Morwell - George Michael - Jesus to a Child (Morwell remix) [Morwell Bandcamp]
Max Morwell has honed his skills at post-rave production for some time, but in between his own compositions he's long had a love of the pop edit - the unauthorised remix. So tonight we get a sneak preview of the forthcoming Remixes Vol. 6. I was stoked to hear a rework of the adventurous vocalist Pamela Z there, but in the end I couldn't go past this ridiculously lush jungle refix of Saint George Michael.

Basic Rhythm - 4 Tha Streets [Straight Up Breakbeat]
Essex-based Anthoney J Hart grew up in London's soundsystem culture and has released music under a number of different names, including for a long time the noise & industrial-centred Imaginary Forces, and his particular take on grime & dancehall as East Man. But under Basic Rhythm he's been taking things back to the jungle/hardcore roots, including an EP last year on Planet µ. Now Finnish drum'n'bass/jungle powerhouse Straight Up Breakbeat has enlisted him for their Zero Three, with a full EP on the way. This track is sweet, sweet junglism all the way from the early '90s through a 2020s lens.

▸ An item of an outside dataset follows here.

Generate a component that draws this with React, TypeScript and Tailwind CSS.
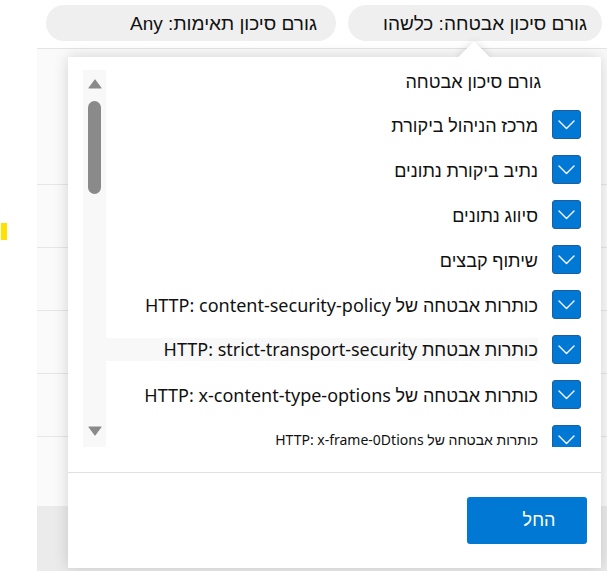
import React from "react";

function Check() {
  return (
    <div className="w-[29px] h-[29px] shrink-0 rounded-[3px] bg-[#0078d4] border border-[#1d5f9c] flex items-center justify-center">
      <svg width="17" height="10" viewBox="0 0 17 10" fill="none">
        <polyline points="1,1 8.5,8.5 16,1" stroke="white" strokeWidth="1.4" strokeLinecap="round" strokeLinejoin="round" />
      </svg>
    </div>
  );
}

const rows: { text: string; band?: boolean; small?: boolean }[] = [
  { text: "מרכז הניהול ביקורת" },
  { text: "נתיב ביקורת נתונים" },
  { text: "סיווג נתונים" },
  { text: "שיתוף קבצים" },
  { text: "כותרות אבטחה של HTTP: content-security-policy" },
  { text: "כותרות אבטחת HTTP: strict-transport-security", band: true },
  { text: "כותרות אבטחה של HTTP: x-content-type-options" },
  { text: "כותרות אבטחה של HTTP: x-frame-0Dtions", small: true },
];

export default function App() {
  return (
    <div className="relative w-[607px] h-[571px] overflow-hidden bg-white text-[#111] font-[Liberation_Sans,DejaVu_Sans,sans-serif]">
      <div className="flex h-full">
        {/* left white strip */}
        <div className="w-[37px] shrink-0 flex flex-col bg-white">
          <div className="mt-[223px] ml-[1px] w-[6px] h-[17px] bg-[#ffe100]" />
        </div>
        {/* page area */}
        <div className="flex-1 flex flex-col">
          <div className="h-[49px] shrink-0 border-b border-[#e4e4e4] bg-white flex justify-end items-start gap-[12px] pr-[5px] pt-[5px]" dir="ltr">
            <div dir="rtl" className="w-[290px] h-[36px] rounded-full bg-[#efefef] flex items-center pr-[19px] text-[19px] leading-none">
              גורם סיכון תאימות: Any
            </div>
            <div dir="rtl" className="w-[254px] h-[36px] rounded-full bg-[#efefef] flex items-center pr-[15px] text-[19px] leading-none">
              גורם סיכון אבטחה: כלשהו
            </div>
          </div>
          <div className="flex-1 flex flex-col bg-[#fafafa]">
            <div className="h-[136px] shrink-0 border-b border-[#e6e6e6]" />
            <div className="h-[63px] shrink-0 border-b border-[#e6e6e6]" />
            <div className="h-[63px] shrink-0 border-b border-[#e6e6e6]" />
            <div className="h-[63px] shrink-0 border-b border-[#e6e6e6]" />
            <div className="h-[63px] shrink-0 border-b border-[#e6e6e6]" />
            <div className="h-[69px] shrink-0" />
            <div className="flex-1 bg-[#ebebeb]" />
          </div>
        </div>
      </div>

      {/* beak shadow layer */}
      <div className="absolute left-[463px] top-[46px] w-[22px] h-[22px] rotate-45 bg-white shadow-[0_0_8px_rgba(0,0,0,0.14)]" />

      {/* popup */}
      <div className="absolute left-[68px] top-[57px] w-[533px] h-[511px] bg-white shadow-[0_0_14px_rgba(0,0,0,0.16)] flex flex-col" dir="rtl">
        <div className="h-[390px] shrink-0 flex">
          <div className="flex-1 overflow-hidden pr-[20px] flex flex-col">
            <div className="h-[45px] shrink-0 pt-[13px] pr-[40px] text-[18px] leading-[24px]">גורם סיכון אבטחה</div>
            {rows.map((r, i) => (
              <div key={i} className="h-[45px] shrink-0 flex items-center gap-[14px]">
                <Check />
                <div
                  className={
                    "font-[Noto_Sans,Liberation_Sans,DejaVu_Sans,sans-serif] " +
                    (r.small ? "text-[14px] leading-[24px] " : "text-[18px] ") +
                    (r.band ? "flex-1 bg-[#f8f8f8] leading-[23px] " : "leading-[24px] ") +
                    "whitespace-nowrap"
                  }
                >
                  {r.text}
                </div>
              </div>
            ))}
          </div>
          {/* scrollbar */}
          <div className="shrink-0 w-[23px] ml-[15px] mt-[13px] h-[377px] bg-[#f8f8f8] flex flex-col items-center" dir="ltr">
            <svg className="mt-[9px]" width="14" height="10" viewBox="0 0 14 10">
              <path d="M7 1 L13 9 L1 9 Z" fill="#8a8a8a" stroke="#8a8a8a" strokeWidth="1.2" strokeLinejoin="round" />
            </svg>
            <div className="mt-[12px] w-[13px] h-[93px] rounded-full bg-[#8a8a8a]" />
            <div className="flex-1" />
            <svg className="mb-[11px]" width="14" height="10" viewBox="0 0 14 10">
              <path d="M1 1 L13 1 L7 9 Z" fill="#8a8a8a" stroke="#8a8a8a" strokeWidth="1.2" strokeLinejoin="round" />
            </svg>
          </div>
        </div>
        <div className="h-[25px] shrink-0" />
        <div className="flex-1 border-t border-[#e1e1e1] pt-[24px] pr-[14px] flex items-start">
          <button className="w-[120px] h-[47px] rounded-[3px] bg-[#0078d4] text-white text-[18px] flex items-center justify-center pl-[24px]">
            החל
          </button>
        </div>
      </div>

      {/* beak top layer (no shadow) */}
      <div className="absolute left-[463px] top-[46px] w-[22px] h-[22px] rotate-45 bg-white" />
    </div>
  );
}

Photek - Phaze 1 (Gremlinz & Jesta Remix) [Odysee Recordings]
Photek - Phaze 1 (2022 Remaster) [Odysee Recordings]
Odysee Recordings is one of those original jungle labels from back in the day that's found a home on Bandcamp both re-releasing remastered classics (especially Source Direct, although they're apparently about to setup their own place?) and releasing some very very nice new jungle from old artists including Andy Odysee. Once upon a time, Rupert Parkes was indomitable, as Photek or under various aliases - and no matter what guff he's up to these days, everything up to the Form & Function collections is still untouchable. Phaze 1 / Try A Style was the second single on Odysee Records back in 1995, under the name Phaze 1, and the title track has now been remastered with beautiful EQ range and punchiness. Also included are remixes by Andy Odysee (super sped up, which works once you get over the initial shock) and currrent-day d'n'b masters Gremlinz & Jesta.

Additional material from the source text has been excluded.